The handrawn master map and a copy made by Jack Millett in Oflag IVC, Colditz.

One quick and easy method to create many copies of a map was through jelly mimeograph. Recently the Memorial acquired the collection of Jack Millett, a Western Australian man captured at Crete who later became the main map maker in Colditz. The collection included two ‘master' maps (i.e. the handdrawn originals on waxy paper) and ten mimeograph copied maps.

I have been interested in seeing how well the theory of what I had read would work, so one weekend I got together some supplies I found around my home and did the following experiment in my kitchen.

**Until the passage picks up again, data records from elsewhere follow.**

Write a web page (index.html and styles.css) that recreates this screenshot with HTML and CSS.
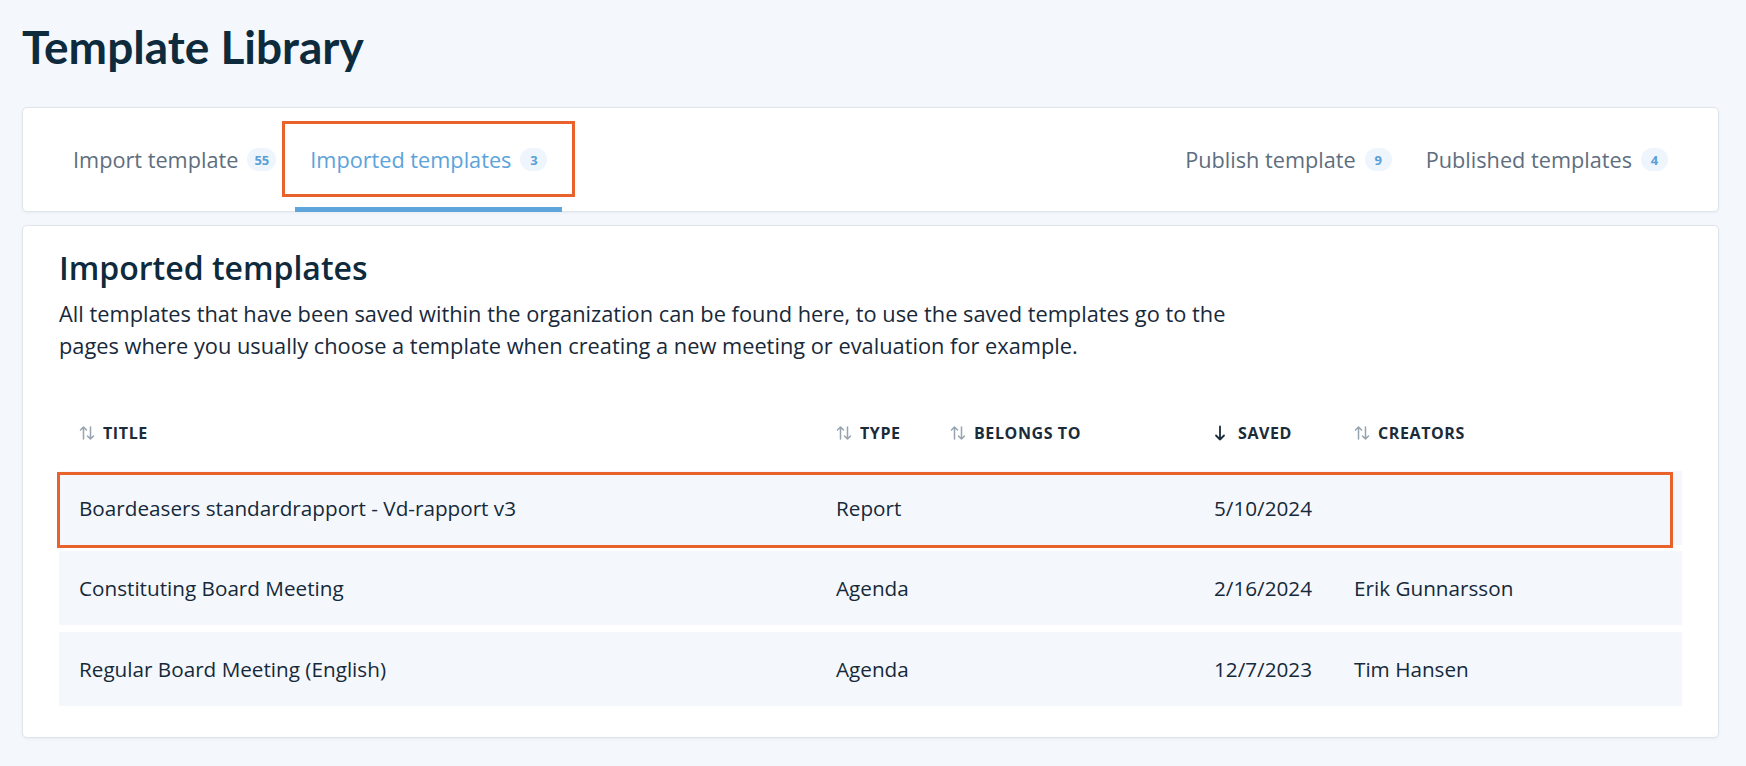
FILE: index.html
```html
<!DOCTYPE html>
<html lang="en">
<head>
    <meta charset="UTF-8">
    <meta name="viewport" content="width=device-width, initial-scale=1.0">
    <title>Template Library</title>
    <link rel="stylesheet" href="styles.css">
</head>
<body>
    <div class="page">
        <h1 class="page-title">Template Library</h1>

        <div class="card tabs-card">
            <nav class="tabs">
                <div class="tab-group">
                    <a class="tab">Import template <span class="badge">55</span></a>
                    <a class="tab active marked">Imported templates <span class="badge">3</span></a>
                </div>
                <div class="tab-group">
                    <a class="tab">Publish template <span class="badge">9</span></a>
                    <a class="tab">Published templates <span class="badge">4</span></a>
                </div>
            </nav>
        </div>

        <div class="card content-card">
            <h2 class="section-title">Imported templates</h2>
            <p class="intro">All templates that have been saved within the organization can be found here, to use the saved templates go to the pages where you usually choose a template when creating a new meeting or evaluation for example.</p>

            <div class="table">
                <div class="table-head">
                    <div class="th">
                        <svg class="sort" viewBox="0 0 16 16"><path d="M4.5 14V2M1.5 5l3-3 3 3M11.5 2v12M8.5 11l3 3 3-3"/></svg>
                        Title
                    </div>
                    <div class="th">
                        <svg class="sort" viewBox="0 0 16 16"><path d="M4.5 14V2M1.5 5l3-3 3 3M11.5 2v12M8.5 11l3 3 3-3"/></svg>
                        Type
                    </div>
                    <div class="th">
                        <svg class="sort" viewBox="0 0 16 16"><path d="M4.5 14V2M1.5 5l3-3 3 3M11.5 2v12M8.5 11l3 3 3-3"/></svg>
                        Belongs to
                    </div>
                    <div class="th">
                        <svg class="sort sorted" viewBox="0 0 16 16"><path d="M6 1.5v13M2 10.5l4 4 4-4"/></svg>
                        Saved
                    </div>
                    <div class="th">
                        <svg class="sort" viewBox="0 0 16 16"><path d="M4.5 14V2M1.5 5l3-3 3 3M11.5 2v12M8.5 11l3 3 3-3"/></svg>
                        Creators
                    </div>
                </div>

                <div class="table-row marked">
                    <div class="td">Boardeasers standardrapport - Vd-rapport v3</div>
                    <div class="td">Report</div>
                    <div class="td"></div>
                    <div class="td">5/10/2024</div>
                    <div class="td"></div>
                </div>
                <div class="table-row">
                    <div class="td">Constituting Board Meeting</div>
                    <div class="td">Agenda</div>
                    <div class="td"></div>
                    <div class="td">2/16/2024</div>
                    <div class="td">Erik Gunnarsson</div>
                </div>
                <div class="table-row">
                    <div class="td">Regular Board Meeting (English)</div>
                    <div class="td">Agenda</div>
                    <div class="td"></div>
                    <div class="td">12/7/2023</div>
                    <div class="td">Tim Hansen</div>
                </div>
            </div>
        </div>
    </div>
</body>
</html>
```

FILE: styles.css
```css
body {
    margin: 0;
    background: #f4f8fc;
    font-family: "Open Sans", "Noto Sans", sans-serif;
    color: #16293a;
}
.page {
    padding: 19px 27px 28px 22px;
}
.page-title {
    margin: 0 0 33px;
    font-family: Lato, "Open Sans", sans-serif;
    font-size: 46px;
    line-height: 1.2;
    font-weight: 700;
    color: #0e2a3d;
}
.card {
    background: #fff;
    border: 1px solid #dfe5eb;
    border-radius: 5px;
    box-shadow: 0 1px 3px rgba(20, 50, 80, 0.06);
}

/* tabs */
.tabs-card {
    padding: 0 35px;
}
.tabs {
    display: flex;
    justify-content: space-between;
    height: 103px;
}
.tab-group {
    display: flex;
    gap: 4px;
}
.tab {
    position: relative;
    display: flex;
    align-items: center;
    gap: 9px;
    height: 104px;
    box-sizing: border-box;
    padding: 4px 15px 0;
    margin-bottom: -1px;
    border-bottom: 5px solid transparent;
    font-size: 21.7px;
    color: #5e6e7e;
    cursor: pointer;
}
.tab.active {
    color: #5ca3da;
    border-bottom-color: #5da5db;
}
.badge {
    display: inline-flex;
    align-items: center;
    justify-content: center;
    min-width: 27px;
    height: 23px;
    padding: 0 7px;
    box-sizing: border-box;
    border-radius: 12px;
    background: #eef5fc;
    color: #5a9fd8;
    font-size: 13px;
    font-weight: 700;
}
.tab.marked::after {
    content: "";
    position: absolute;
    left: -13px;
    right: -13px;
    top: 13px;
    bottom: 10px;
    border: 3px solid #e9622c;
}

/* content */
.content-card {
    margin-top: 13px;
    padding: 23px 36px 31px;
}
.section-title {
    margin: 0 0 10px;
    font-size: 32px;
    line-height: 1.2;
    font-weight: 600;
    color: #0e2a3d;
}
.intro {
    max-width: 1190px;
    margin: 0 0 45px;
    font-size: 21.8px;
    line-height: 32px;
    color: #18293a;
}

/* table */
.table {
    display: flex;
    flex-direction: column;
    gap: 6.5px;
}
.table-head, .table-row {
    display: grid;
    grid-template-columns: 757px 114px 264px 140px 1fr;
    align-items: center;
}
.table-head {
    height: 52px;
    margin-bottom: 5.5px;
}
.th {
    display: flex;
    align-items: center;
    gap: 8px;
    padding-left: 20px;
    font-size: 16px;
    font-weight: 700;
    letter-spacing: 0.6px;
    text-transform: uppercase;
    color: #1a2b3a;
}
.sort {
    width: 16px;
    height: 16px;
    fill: none;
    stroke: #97a3ae;
    stroke-width: 1.5;
    stroke-linecap: round;
    stroke-linejoin: round;
}
.sort.sorted {
    stroke: #1a2b3a;
    stroke-width: 1.8;
}
.table-row {
    position: relative;
    height: 74px;
    background: #f4f8fc;
    font-size: 20.7px;
}
.td {
    padding-left: 20px;
}
.table-row.marked::after {
    content: "";
    position: absolute;
    left: -2px;
    right: 9px;
    top: 1px;
    bottom: -3px;
    border: 3px solid #e9622c;
}
```
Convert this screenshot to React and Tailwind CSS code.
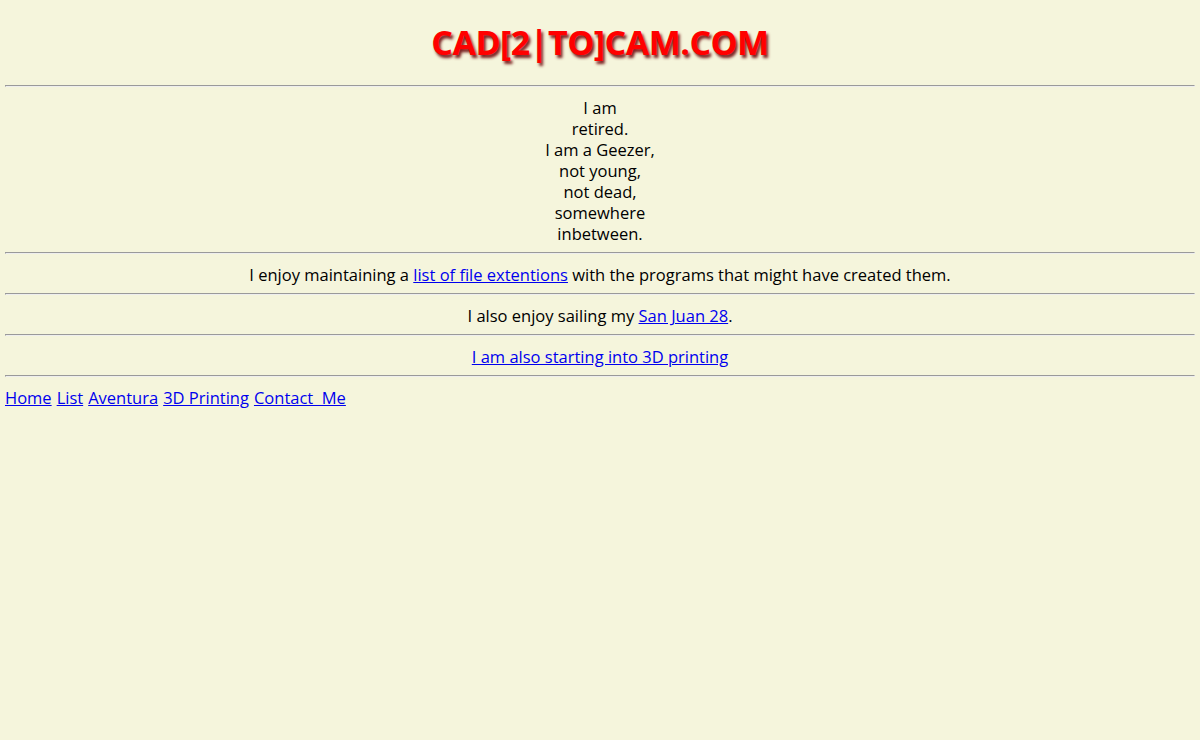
export default function App() {
  const hr = "mt-[8px] mb-[10px] h-[2px] border-t border-l border-t-[#9a9a9a] border-l-[#9a9a9a] border-b border-r border-b-[#eeeeee] border-r-[#eeeeee]";
  const link = "text-[#0000ee] underline";

  return (
    <div className="min-h-screen bg-[#f5f5dc] px-[5px] text-black text-[16.5px] leading-[21px] font-['Open_Sans',sans-serif]">
      <div className="h-[77px] flex items-center justify-center pt-[8px]">
        <h1 className="text-[34px] font-bold text-[#ff0000] tracking-[-0.5px] [text-shadow:2px_3px_3px_#7a2020]">
          CAD[2|TO]CAM.COM
        </h1>
      </div>
      <hr className={hr} />
      <div className="text-center">
        <div>I am</div>
        <div>retired.</div>
        <div>I am a Geezer,</div>
        <div>not young,</div>
        <div>not dead,</div>
        <div>somewhere</div>
        <div>inbetween.</div>
      </div>
      <hr className={hr} />
      <div className="text-center">
        I enjoy maintaining a <a href="#" className={link}>list of file extentions</a> with the programs that might have created them.
      </div>
      <hr className={hr} />
      <div className="text-center">
        I also enjoy sailing my <a href="#" className={link}>San Juan 28</a>.
      </div>
      <hr className={hr} />
      <div className="text-center">
        <a href="#" className={link}>I am also starting into 3D printing</a>
      </div>
      <hr className={hr} />
      <div className="flex gap-[5px]">
        <a href="#" className={link}>Home</a>
        <a href="#" className={link}>List</a>
        <a href="#" className={link}>Aventura</a>
        <a href="#" className={link}>3D Printing</a>
        <a href="#" className={link}>Contact&nbsp;&nbsp;Me</a>
      </div>
    </div>
  );
}
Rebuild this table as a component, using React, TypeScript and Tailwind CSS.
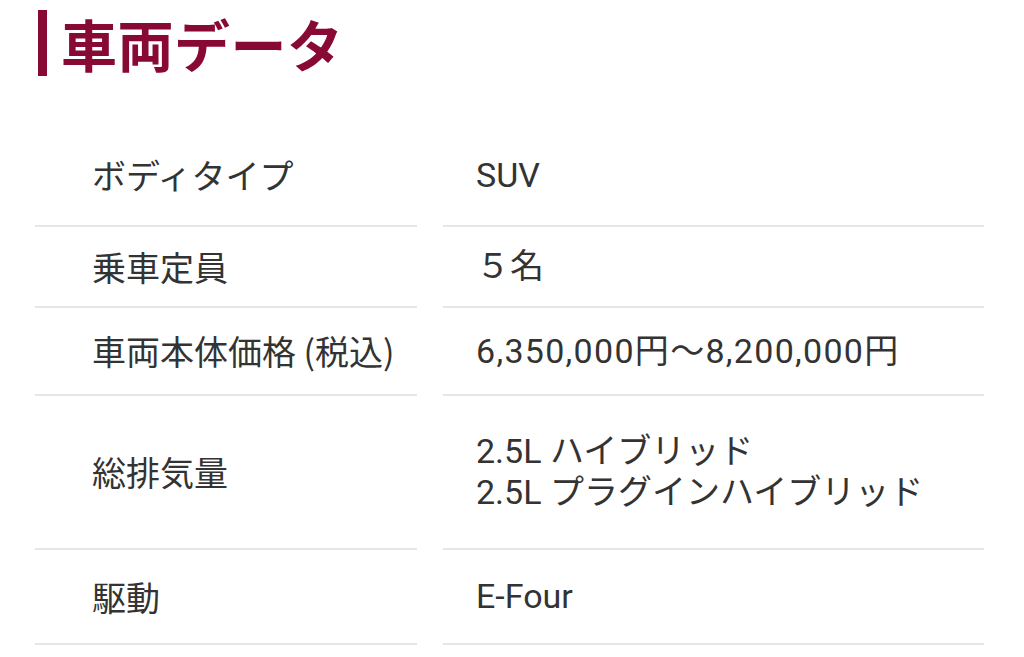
const rows: { label: string; value: string[]; h: string; vc?: string }[] = [
  { label: "ボディタイプ", value: ["SUV"], h: "h-[102px]" },
  { label: "乗車定員", value: ["５名"], h: "h-[81px]" },
  { label: "車両本体価格 (税込)", value: ["6,350,000円〜8,200,000円"], h: "h-[88px]", vc: "tracking-[1.3px]" },
  { label: "総排気量", value: ["2.5L ハイブリッド", "2.5L プラグインハイブリッド"], h: "h-[154px]" },
  { label: "駆動", value: ["E-Four"], h: "h-[95px]" },
];

export default function App() {
  return (
    <div className="w-[1024px] h-[657px] overflow-hidden bg-white font-['Noto_Sans_CJK_JP',sans-serif] text-[#333]">
      <div className="flex items-center pt-[10px] pl-[38px]">
        <div className="w-[9px] h-[66px] bg-[#880933]" />
        <h2 className="ml-[14px] text-[56px] leading-[66px] font-bold text-[#880933] tracking-[0.5px]">
          車両データ
        </h2>
      </div>

      <div className="mt-[49px] ml-[35px] grid grid-cols-[382px_541px] gap-x-[26px]">
        {rows.map((row) => (
          <div key={row.label} className="contents">
            <div
              className={`${row.h} flex items-center pl-[57px] border-b-2 border-[#e6e6e6] text-[34px] leading-[40px]`}
            >
              {row.label}
            </div>
            <div
              className={`${row.h} flex flex-col justify-center pl-[33px] border-b-2 border-[#e6e6e6] text-[34px] leading-[41px] font-['Roboto','Noto_Sans_CJK_JP',sans-serif] ${row.vc ?? ""}`}
            >
              {row.value.map((v) => (
                <span key={v}>{v}</span>
              ))}
            </div>
          </div>
        ))}
      </div>
    </div>
  );
}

Another map printed by Jack Millett using a jelly mimeograph, that has been highlighted with different coloured ink

I have to admit I am not using exactly the same equipment POWs used. This blog entry is purely to describe one of the theories of mass producing escape maps. There were some variations of how it was done, so what I am showing here is one of the techniques I have found mentioned in POW writings.

I used the following items that I found in my cupboard at home: 

Items used in this experiment


Container of set gelatine

  • 1 small container of set gelatin (I used double the amount of powder recommended to give a good solid surface)
  • Gel pens (these don't dry too quickly)
  • Wax cooking/baking paper
  • Plain paper (to make the copies)

In the camps the prisoners used:

  • Set jelly in containers. The jelly was made from either ‘invalid jelly' (ie fruit jelly - like your Cottees or Aeroplane jelly), or jelly from tinned meats (those who have eaten tinned ham would know what I am talking about!). Sometimes the sugar and colour from the fruit jellies was removed by straining through fabric. For the jelly to set, they had to find somewhere secure so the guards couldn't find it and also cold enough for the jelly to set (very important in summer).
  • Ink made from crushed indelible pencils (prisoners were not permitted to have indelible pencils, but they would bribe guards or locals, or steal them).
  • Waxy paper (so the ink would not dry too quickly on the paper)
  • Plain paper (to make the copies)

Draw an image on your waxy paper (this is your ‘master' copy).

Master image drawn on waxy paper

Quickly place it face down on the set gelatin, pressing gently.

Master image placed face down on gelatine

Remove master copy from the gelatin. The image will transfer as a mirror image onto the jelly.

The image is left on the gelatine from the master

Place plain paper on the jelly. Press down gently and remove.

Blank paper placed on the gelatine

The ink will transfer from the gelatin onto the paper. This is a mimeographed copy. Depending on how much ink transferred to the gelatin from the master you may be able to make several copies. However as you make each copy they will become paler due to the lack of ink left on the gelatine.

Remove paper from the gelatine. As each copy is made the ink becomes paler


Master image (at the top) and the four copies made from it

The ink on the copies will be all in one colour and will be paler as each copy is made. The prisoners often drew over the mimeographed maps in a variety of colours. This was in order the make the map more legible, and also to indicate roads, railways, rivers etc through using different colours.

Hand coloured copy

So that , more or less, is how prisoners mass produced maps to help them escape from German POW camps in the Second World War.


Leigh Harris (AWM)

Hi Di, I remember when we first got the maps as part of Jack Millet's collections - I was amazed at the detail in the maps, so I was really interested to see if you could replicate the process. Thanks for putting this together - could be an interesting school holiday activity for the kids. cheers leigh

Janelle Vasey

Hi Di, I found this very interesting to see. It is something I had never heard about until I read it. I'm thinking of doing it with my Year 9ers as part of a hands on activity to get them interested in POWs and their life in camps. Love your explanation and method of how it was done! Thanks a lot! Janelle Vasey.

Di Rutherford (AWM)

Hi Leigh and Janelle, I am glad you found it interesting. From what I have read, many of the prisoners who used this technique actually learnt it at school; to create flyers, programmes for plays, or school newsletters etc. They later used their knowledge in captivity to make the maps, or taught others how to do it. Cheers Di

Marg Wade

What a fascinating snippet! I find these 'people stories' so incredibly interesting. Thank you.

afsheen mayahi

this is very interesting info thank you very much. I work at a museum and this would make a great demonstration.

Laura Morales

My mother was a teacher in a rural primary school in Argentina up to the 1970s, and this exact method of making copies of school material was her equivalent of a photocopier. And the name was the same (in Spanish): "mimeografo".

S Thomson

Just simply - that is SO cool and so very clever! Can't wait to try it at home with the kids.